Tuesday’s triple-A muni scale in 10 years was at 99.6% of comparable Treasuries and 30-year munis were at 103.9%, according to MMD. Meanwhile, 30-year tax-exempt triple-A general obligation bonds were at 111.7% of the comparable London Interbank Offered Rate.

The Treasury market showed mild gains Tuesday. The benchmark 10-year note was quoted recently at 2.81% after opening at 2.82%. The 30-year bond was quoted recently at 4.13%, after opening at 4.14%. The two-year note was quoted recently at 0.47% after opening at 0.51%.

In the new-issue market Tuesday, JPMorgan priced $492.7 million of taxable Build America Bonds for the Los Angeles Department of Water and Power.

The BABs mature in 2041 and 2050, yielding 7.003% and 6.603%, respectively, or 4.55% and 4.29% after the 35% federal subsidy.

The bonds were priced to yield 290 and 250 basis points over the 30-year Treasury yield, respectively, and contain a make-whole call at Treasuries plus 40 basis points.

The credit is rated Aa2 by Moody’s Investors Service, AA by Standard & Poor’s, and AA-plus by Fitch.

In economic data released Tuesday, the Chicago Purchasing Managers’ Business Barometer rose to 62.5 in November from 60.6 in October.

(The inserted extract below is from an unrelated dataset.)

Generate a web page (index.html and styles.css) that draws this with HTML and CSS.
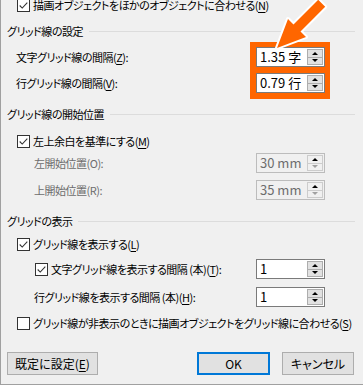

The data is compiled on a seasonally adjusted basis. An index reading below 50 signals a slowing economy, while a level above 50 suggests expansion.

Economists polled by Thomson Reuters predicted a 60.0 reading for the indicator.

The consumer confidence index climbed to 54.1 in November from a downwardly revised 49.9 last month. The October index was originally reported as 50.2.

Economists polled by Thomson Reuters predicted the index would be 52.0.

Previous Session's Activity
The most actively traded security in the state yesterday was taxable California BABs 7.7s of 2030, which traded 359 times at a high of 104.750 and a low of 100.594.